Chack hunkered down to watch. The nightly bombings had been far more effective at disrupting Kurokawa’s shipyard activity than imagined, but the primary result, from his brigade’s perspective, was more junk for the enemy to hide behind. Now would’ve been a good time for their last two tanks—his opinion of them was much improved—but one broke down and the other was still stuck in the trees behind. They might come in very handy in the open terrain around Sofesshk. He glanced left. The PT attack must’ve gone well; two Grik dreadnaughts lay on the bottom beside the pier. One still burned furiously, but the other was only smoldering now. Across the bay, the last enemy “flaat-top” had sunk on its side in shallow water, its port side still spewing flames.

The two Fleashooters bored in, one after the other, bullets spitting from their wings, throwing up fountains of sand and plenty of charred splinters of their own.
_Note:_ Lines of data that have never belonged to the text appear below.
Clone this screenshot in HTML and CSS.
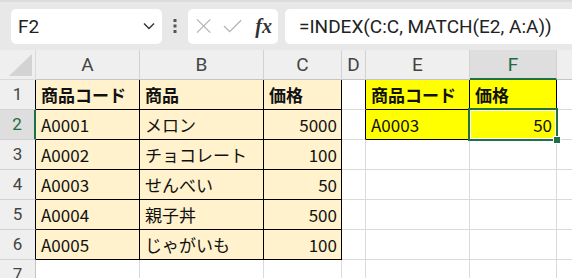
FILE: index.html
```html
<!DOCTYPE html>
<html>
<head>
    <title>Sheet</title>
    <link rel="stylesheet" href="styles.css">
</head>
<body>
    <div class="toolbar">
        <div class="namebox">
            <span>F2</span>
            <svg class="chevron" width="12" height="8" viewBox="0 0 12 8"><path d="M1 1.5 L6 6.5 L11 1.5" fill="none" stroke="#333" stroke-width="1.4"/></svg>
        </div>
        <svg class="kebab" width="4" height="14" viewBox="0 0 4 14"><rect x="0.5" y="0" width="3" height="3" fill="#555"/><rect x="0.5" y="5.5" width="3" height="3" fill="#555"/><rect x="0.5" y="11" width="3" height="3" fill="#555"/></svg>
        <div class="fxbox">
            <svg width="16" height="16" viewBox="0 0 16 16"><path d="M1 1 L15 15 M15 1 L1 15" stroke="#b3b3b3" stroke-width="1.3" fill="none"/></svg>
            <svg width="20" height="16" viewBox="0 0 20 16"><path d="M1 8 L7 14 L19 2" stroke="#b3b3b3" stroke-width="1.3" fill="none"/></svg>
            <span class="fx">fx</span>
        </div>
        <div class="formula">=INDEX(C:C, MATCH(E2, A:A))</div>
    </div>

    <div class="sheet">
        <div class="corner"><div class="tri"></div></div>
        <div class="ch">A</div>
        <div class="ch">B</div>
        <div class="ch">C</div>
        <div class="ch">D</div>
        <div class="ch">E</div>
        <div class="ch sel">F</div>
        <div class="ch">G</div>

        <div class="rh edge">1</div>
        <div class="c t b">商品コード</div>
        <div class="c t b">商品</div>
        <div class="c t b">価格</div>
        <div class="c edge"></div>
        <div class="c y b">商品コード</div>
        <div class="c y b">価格</div>
        <div class="c"></div>

        <div class="rh sel">2</div>
        <div class="c t">A0001</div>
        <div class="c t">メロン</div>
        <div class="c t n">5000</div>
        <div class="c edge"></div>
        <div class="c y">A0003</div>
        <div class="c y n active">50<div class="cursor"><div class="handle"></div></div></div>
        <div class="c"></div>

        <div class="rh edge">3</div>
        <div class="c t">A0002</div>
        <div class="c t">チョコレート</div>
        <div class="c t n">100</div>
        <div class="c"></div>
        <div class="c"></div>
        <div class="c"></div>
        <div class="c"></div>

        <div class="rh edge">4</div>
        <div class="c t">A0003</div>
        <div class="c t">せんべい</div>
        <div class="c t n">50</div>
        <div class="c"></div>
        <div class="c"></div>
        <div class="c"></div>
        <div class="c"></div>

        <div class="rh edge">5</div>
        <div class="c t">A0004</div>
        <div class="c t">親子丼</div>
        <div class="c t n">500</div>
        <div class="c"></div>
        <div class="c"></div>
        <div class="c"></div>
        <div class="c"></div>

        <div class="rh edge">6</div>
        <div class="c t">A0005</div>
        <div class="c t">じゃがいも</div>
        <div class="c t n">100</div>
        <div class="c"></div>
        <div class="c"></div>
        <div class="c"></div>
        <div class="c"></div>

        <div class="rh">7</div>
        <div class="c"></div>
        <div class="c"></div>
        <div class="c"></div>
        <div class="c"></div>
        <div class="c"></div>
        <div class="c"></div>
        <div class="c"></div>
    </div>
</body>
</html>
```

FILE: styles.css
```css
body {
    margin: 0;
    width: 572px;
    height: 278px;
    overflow: hidden;
    background-color: #ffffff;
    font-family: "Noto Sans CJK JP", "Noto Sans", sans-serif;
}
.toolbar {
    display: flex;
    align-items: center;
    height: 50px;
    padding: 0 0 0 11px;
    background-color: #e8e8e8;
    box-sizing: border-box;
    border-top: 2px solid #dcdcdc;
}
.namebox {
    display: flex;
    align-items: center;
    justify-content: space-between;
    width: 151px;
    height: 35px;
    padding: 0 7px 0 7px;
    box-sizing: border-box;
    background-color: #ffffff;
    border-radius: 5px;
    font-family: Roboto, "Noto Sans", sans-serif;
    font-size: 19px;
    color: #222;
}
.kebab {
    margin: 0 11px 0 11px;
}
.fxbox {
    display: flex;
    align-items: center;
    gap: 12px;
    width: 90px;
    height: 35px;
    padding: 0 6px 0 8px;
    box-sizing: border-box;
    background-color: #ffffff;
    border-radius: 5px;
}
.fx {
    font-family: "Liberation Serif", serif;
    font-style: italic;
    font-weight: bold;
    font-size: 20px;
    color: #333;
    margin-left: 1px;
}
.formula {
    flex: 1;
    height: 35px;
    line-height: 35px;
    margin-left: 7px;
    padding-left: 14px;
    background-color: #ffffff;
    border-radius: 5px 0 0 5px;
    font-family: Roboto, "Noto Sans", sans-serif;
    font-size: 19px;
    color: #222;
    white-space: nowrap;
}
.sheet {
    display: grid;
    grid-template-columns: 36px 104px 124px 78px 24px 104px 87px 80px;
    grid-auto-rows: 30px;
}
.sheet > div {
    box-sizing: border-box;
    border-right: 1px solid #dadada;
    border-bottom: 1px solid #dadada;
}
.corner {
    position: relative;
    background-color: #efefef;
}
.corner .tri {
    position: absolute;
    right: 3px;
    bottom: 3px;
    width: 23px;
    height: 22px;
    background-color: #d3d3d3;
    clip-path: polygon(100% 0, 100% 100%, 0 100%);
}
.sheet > .ch {
    background-color: #efefef;
    border-right-color: #d2d2d2;
    border-bottom-color: #c4c4c4;
    text-align: center;
    font-family: Roboto, "Noto Sans", sans-serif;
    font-size: 19px;
    line-height: 29px;
    color: #444;
}
.sheet > .ch.sel {
    background-color: #dedede;
    color: #1d6b3e;
    border-bottom: 2px solid #1e7145;
}
.sheet > .rh {
    background-color: #efefef;
    border-right-color: #c4c4c4;
    border-bottom-color: #d2d2d2;
    text-align: center;
    font-family: Roboto, "Noto Sans", sans-serif;
    font-size: 17px;
    line-height: 29px;
    color: #444;
}
.sheet > .rh.edge {
    border-right-color: #000000;
}
.sheet > .rh.sel {
    background-color: #dedede;
    color: #1d6b3e;
    border-right: 2px solid #1e7145;
}
.c {
    font-size: 17px;
    line-height: 29px;
    padding: 0 4px 0 5px;
    color: #111;
    white-space: nowrap;
    overflow: hidden;
}
.sheet > .c.edge {
    border-right-color: #000000;
}
.sheet > .t {
    background-color: #fff2cc;
    border-right-color: #000000;
    border-bottom-color: #000000;
}
.sheet > .y {
    background-color: #ffff00;
    border-right-color: #000000;
    border-bottom-color: #000000;
}
.b {
    font-weight: bold;
}
.n {
    text-align: right;
}
.active {
    position: relative;
    overflow: visible;
}
.cursor {
    position: absolute;
    left: -2px;
    top: -2px;
    right: -2px;
    bottom: -2px;
    border: 2px solid #1e7145;
    box-shadow: inset 0 0 0 1px #ffffff;
}
.handle {
    position: absolute;
    right: -5px;
    bottom: -5px;
    width: 6px;
    height: 6px;
    background-color: #1e7145;
    border: 1px solid #ffffff;
}
```
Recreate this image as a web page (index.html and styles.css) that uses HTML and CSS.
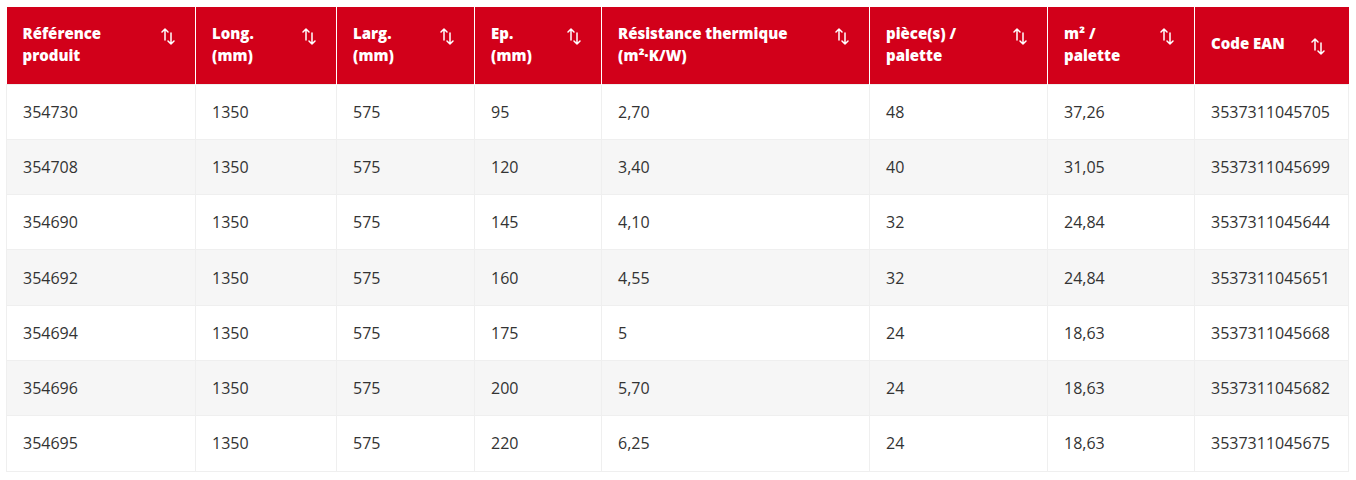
FILE: index.html
```html
<!DOCTYPE html>
<html lang="fr">
<head>
<meta charset="utf-8">
<title>Produits</title>
<link rel="stylesheet" href="styles.css">
</head>
<body>
<div class="wrap">
<table class="products">
  <colgroup>
    <col class="c1"><col class="c2"><col class="c3"><col class="c4"><col class="c5"><col class="c6"><col class="c7"><col class="c8">
  </colgroup>
  <thead>
    <tr>
      <th><div class="th"><span>Référence<br>produit</span><svg class="sort" viewBox="0 0 14 20"><path d="M4 3v11M1 6l3-3 3 3M10 7v11M7 15l3 3 3-3"/></svg></div></th>
      <th><div class="th"><span>Long.<br>(mm)</span><svg class="sort" viewBox="0 0 14 20"><path d="M4 3v11M1 6l3-3 3 3M10 7v11M7 15l3 3 3-3"/></svg></div></th>
      <th><div class="th"><span>Larg.<br>(mm)</span><svg class="sort" viewBox="0 0 14 20"><path d="M4 3v11M1 6l3-3 3 3M10 7v11M7 15l3 3 3-3"/></svg></div></th>
      <th><div class="th"><span>Ep.<br>(mm)</span><svg class="sort" viewBox="0 0 14 20"><path d="M4 3v11M1 6l3-3 3 3M10 7v11M7 15l3 3 3-3"/></svg></div></th>
      <th><div class="th"><span>Résistance thermique<br>(m²·K/W)</span><svg class="sort" viewBox="0 0 14 20"><path d="M4 3v11M1 6l3-3 3 3M10 7v11M7 15l3 3 3-3"/></svg></div></th>
      <th><div class="th"><span>pièce(s) /<br>palette</span><svg class="sort" viewBox="0 0 14 20"><path d="M4 3v11M1 6l3-3 3 3M10 7v11M7 15l3 3 3-3"/></svg></div></th>
      <th><div class="th"><span>m² /<br>palette</span><svg class="sort" viewBox="0 0 14 20"><path d="M4 3v11M1 6l3-3 3 3M10 7v11M7 15l3 3 3-3"/></svg></div></th>
      <th class="last"><div class="th th-inline"><span>Code EAN</span><svg class="sort" viewBox="0 0 14 20"><path d="M4 3v11M1 6l3-3 3 3M10 7v11M7 15l3 3 3-3"/></svg></div></th>
    </tr>
  </thead>
  <tbody>
    <tr><td>354730</td><td>1350</td><td>575</td><td>95</td><td>2,70</td><td>48</td><td>37,26</td><td>3537311045705</td></tr>
    <tr><td>354708</td><td>1350</td><td>575</td><td>120</td><td>3,40</td><td>40</td><td>31,05</td><td>3537311045699</td></tr>
    <tr><td>354690</td><td>1350</td><td>575</td><td>145</td><td>4,10</td><td>32</td><td>24,84</td><td>3537311045644</td></tr>
    <tr><td>354692</td><td>1350</td><td>575</td><td>160</td><td>4,55</td><td>32</td><td>24,84</td><td>3537311045651</td></tr>
    <tr><td>354694</td><td>1350</td><td>575</td><td>175</td><td>5</td><td>24</td><td>18,63</td><td>3537311045668</td></tr>
    <tr><td>354696</td><td>1350</td><td>575</td><td>200</td><td>5,70</td><td>24</td><td>18,63</td><td>3537311045682</td></tr>
    <tr><td>354695</td><td>1350</td><td>575</td><td>220</td><td>6,25</td><td>24</td><td>18,63</td><td>3537311045675</td></tr>
  </tbody>
</table>
</div>
</body>
</html>
```
FILE: styles.css
```css
html, body {
  margin: 0;
  padding: 0;
  background: #ffffff;
}
.wrap {
  padding: 7px 0 0 6px;
}
.products {
  border-collapse: collapse;
  table-layout: fixed;
  width: 1342px;
  font-family: "Open Sans", "Liberation Sans", sans-serif;
}
.c1 { width: 189px; }
.c2 { width: 141px; }
.c3 { width: 138px; }
.c4 { width: 127px; }
.c5 { width: 268px; }
.c6 { width: 178px; }
.c7 { width: 147px; }
.c8 { width: 154px; }
.products th {
  background: #d2001a;
  color: #ffffff;
  font-weight: 800;
  font-size: 15px;
  line-height: 22px;
  text-align: left;
  height: 77px;
  padding: 0 20px 2px 16px;
  border-left: 1px solid #ffffff;
  box-sizing: border-box;
  vertical-align: middle;
}
.products th:first-child {
  border-left: none;
}
.th {
  display: flex;
  justify-content: space-between;
  align-items: flex-start;
}
.th-inline {
  justify-content: flex-start;
  gap: 26px;
}
.sort {
  width: 14px;
  height: 20px;
  margin-top: 4px;
  flex: none;
  fill: none;
  stroke: #ffffff;
  stroke-width: 1.5;
  stroke-linecap: round;
  stroke-linejoin: round;
}
.products td {
  height: 55.3px;
  box-sizing: border-box;
  padding: 0 16px;
  font-size: 16px;
  color: #333333;
  border: 1px solid #efefef;
  vertical-align: middle;
}
.products tbody tr:nth-child(even) td {
  background: #f6f6f6;
}
```
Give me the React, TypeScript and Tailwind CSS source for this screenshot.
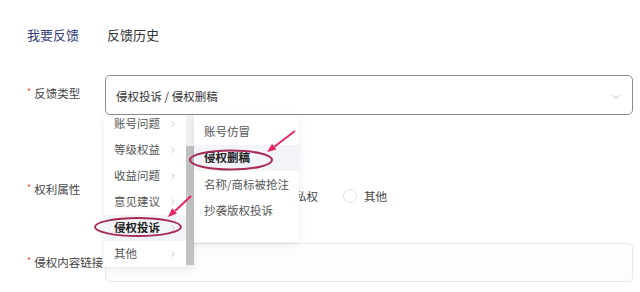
import { ChevronDown, ChevronRight } from 'lucide-react';

const FONT = "font-['Noto_Sans_CJK_SC','Noto_Sans',sans-serif]";

const TYPES = ['账号问题', '等级权益', '收益问题', '意见建议', '侵权投诉', '其他', '功能建议'];
const SUB_TYPES = ['账号仿冒', '侵权删稿', '名称/商标被抢注', '抄袭版权投诉'];
const RIGHTS = ['肖像权', '隐私权', '其他'];

function Label({ text }: { text: string }) {
  return (
    <div className="w-[78px] shrink-0 text-[11.5px] leading-[16px] text-[#444]">
      <span className="relative -top-[3px] mr-[3px] text-[9px] text-[#e54545]">*</span>
      {text}
    </div>
  );
}

function CascadeMenu() {
  return (
    <div className="absolute left-[-1px] top-[40px] z-10 flex items-start">
      <div className="flex h-[152px] bg-white shadow-[0_2px_8px_rgba(0,0,0,0.08)]">
        <ul className="-mt-[4px] w-[82px] overflow-hidden">
          {TYPES.map((t) => {
            const active = t === '侵权投诉';
            return (
              <li
                key={t}
                className={`flex h-[26px] items-center justify-between pl-[10px] pr-[8px] text-[11.5px] ${
                  active ? 'bg-[#f3f4f8] font-bold text-[#222]' : 'text-[#555]'
                }`}
              >
                {t}
                <ChevronRight size={10} className="text-[#bbb]" />
              </li>
            );
          })}
        </ul>
        <div className="flex w-[8px] flex-col bg-[#f1f1f1]">
          <div className="mt-[31px] h-[119px] bg-[#c2c2c2]" />
        </div>
      </div>
      <ul className="h-[127px] w-[105px] bg-white pt-[3px] shadow-[0_2px_8px_rgba(0,0,0,0.08)]">
        {SUB_TYPES.map((t) => {
          const active = t === '侵权删稿';
          return (
            <li
              key={t}
              className={`flex h-[26.5px] items-center pl-[10px] text-[11.5px] ${
                active ? 'bg-[#f2f4fa] font-bold text-[#222]' : 'text-[#555]'
              }`}
            >
              {t}
            </li>
          );
        })}
      </ul>
    </div>
  );
}

function Annotations() {
  return (
    <svg className="pointer-events-none absolute inset-0 z-20" width="640" height="292" viewBox="0 0 640 292">
      <ellipse cx="231" cy="160" rx="41" ry="9.5" fill="none" stroke="#a82b55" strokeWidth="2" />
      <ellipse cx="138" cy="227" rx="43" ry="9" fill="none" stroke="#a82b55" strokeWidth="2" />
      <line x1="295" y1="131" x2="274" y2="147" stroke="#e8275f" strokeWidth="2" />
      <polygon points="267,152 276.3,149.4 272.1,143.8" fill="#e8275f" />
      <line x1="191" y1="196" x2="175" y2="211" stroke="#e8275f" strokeWidth="2" />
      <polygon points="168,217 177,213.5 172.2,208.3" fill="#e8275f" />
    </svg>
  );
}

export default function App() {
  return (
    <div className={`relative h-[292px] w-[640px] overflow-hidden bg-white ${FONT}`}>
      <div className="flex gap-[28px] pl-[27px] pt-[25px] text-[13px] leading-[20px]">
        <span className="text-[#34407a]">我要反馈</span>
        <span className="text-[#333]">反馈历史</span>
      </div>

      <div className="mt-[30px] flex pl-[27px] pr-[7px]">
        <div className="pt-[10px]">
          <Label text="反馈类型" />
        </div>
        <div className="relative flex-1">
          <div className="flex h-[40px] items-center justify-between rounded-[5px] border border-[#8c8c8c] pl-[10px] pr-[10px] pt-[3px] text-[11.5px] text-[#333]">
            侵权投诉 / 侵权删稿
            <ChevronDown size={12} className="text-[#bbb]" />
          </div>
          <CascadeMenu />
        </div>
      </div>

      <div className="mt-[55px] flex h-[40px] pl-[27px] pr-[7px]">
        <div className="pt-[11px]">
          <Label text="权利属性" />
        </div>
        <div className="flex gap-[25px] pl-[77px] pt-[12px] text-[11.5px] leading-[16px] text-[#444]">
          {RIGHTS.map((r) => (
            <label key={r} className="flex items-center gap-[7px]">
              <span className="h-[14px] w-[14px] rounded-full border border-[#e2e2e2]" />
              {r}
            </label>
          ))}
        </div>
      </div>

      <div className="mt-[33px] flex pl-[27px] pr-[7px]">
        <div className="pt-[11px]">
          <Label text="侵权内容链接" />
        </div>
        <div className="h-[39px] flex-1 rounded-[5px] border border-[#e8e8e8] bg-[#fdfdfd]" />
      </div>

      <Annotations />
    </div>
  );
}
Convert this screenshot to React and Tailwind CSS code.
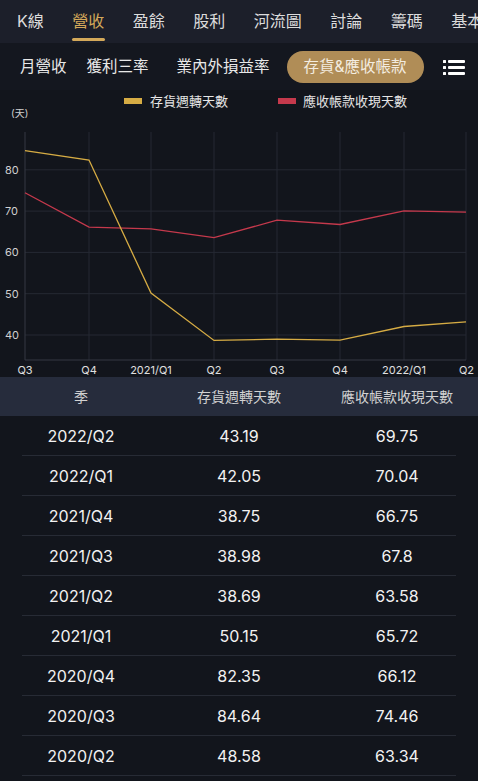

Grik fell, squirming and screeching as the planes pulled up and away. Moments later, three Nancys with Salissa markings roared down. Incendiaries—still basically big barrel bombs full of gimpra sap and gasoline—tumbled from the first even as tracers rose to meet it. The enemy had apparently been saving one of their machine guns for Chack’s final charge but decided the planes were the most pressing threat. They were right.